Jagdish Ishwarbhai Vishwakarma (Panchal) (born 12 August 1973) is the former Minister of state, Gujarat. In Gujarat Chief Minister Bhupendra Patel’s cabinet he has held multiple portfolios. He currently serves as the president of BJP's Gujarat state unit since 2025. He is an MLA from Nikol constituency in Gujarat for its 14th legislative assembly. He is a state-level minister of Cottage Industries, Co-Operation, Salt Industries, Protocol (Independent Charge), Industries, Road and Building, Forest, Environment And Climate Change, Printing And Stationery (State Minister), Government of Gujarat.
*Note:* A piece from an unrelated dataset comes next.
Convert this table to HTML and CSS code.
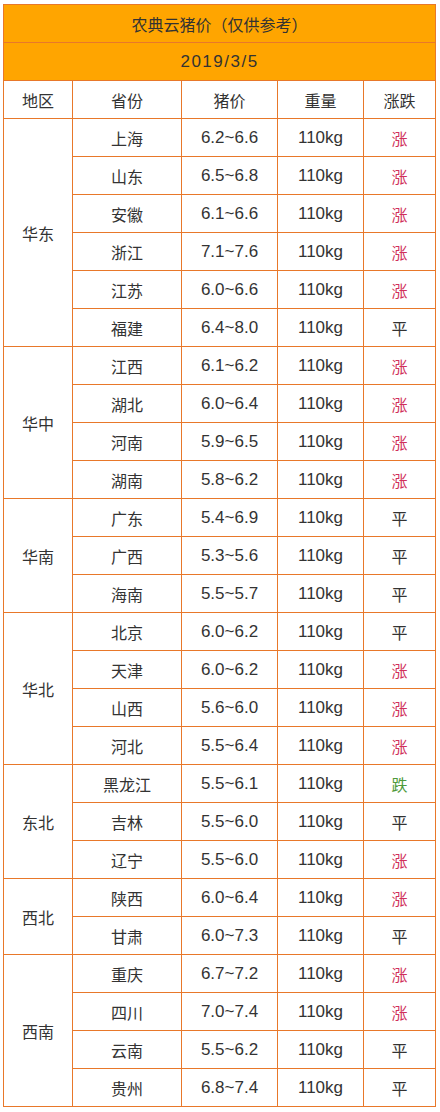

He was BJP President of Ahmedabad city and he has been the Convenor of Udhyog Cell Bharatiya Janata Party Gujarat.

== Early life ==
Vishwakarma was born in Ahmedabad on 12 August 1973.

==Political career==
- Jagdish Ishwarbhai Vishwakarma began his political journey as a Booth in charge in Thakkarbapanagar in 1998 and was elected as MLA Member of Legislative assembly from Nikol constituency in Gujarat in 2012 Gujarat assembly elections.
- He was the Industry cell convenor in 2013, Bharatiya Janata Party, Gujarat and later on, he served as a President of Karnavati Bjp Ahmedabad city. He serves as minister of state, BJP Gujarat in the Ministry of MSME.
- Jagdish Vishwakarma has been given additional charge of Minister of State, Roads and Building by the Chief Minister of Gujarat Bhupendrabhai Patel on 20 August 2022.
- A new record was created on 27 August 2022, while celebrating the 75th anniversary of India's Independence in presence of Prime Minister Narendra Modi, Chief Minister Bhupendrabhai Patel, Home Minister Gujarat State Harsh Sanghavi and Jagdish Vishwakarma as 7,500 women spun `charkha' (spinning wheel) together.
- Jagdish Vishwakarma, a BJP candidate from Nikol constituency is re-elected in the 2022 Gujarat Legislative Assembly election won by 55,198 votes for the 15th Gujarat Assembly. This is the third consecutive win for Jagdish Vishwakarma from Nikol constituency.
- In April 2025, Vishwakarma's verified X account was briefly compromised. The hacker altered his profile to state that he was the "Prime Minister of India." A police complaint was filed with Cybercrime department, and the matter received political attention on Social media.

==News==
- As mentioned by Industries Minister of Gujarat State Jagdish Vishwakarma at Gujarat University MSME Growth Conclave, Gujarat is witnessing fast growth of Ministry of Micro, Small and Medium Enterprises and startups are also record high.

==Personal life==
Jagdish Vishwakarma is married to Alkaben Panchal.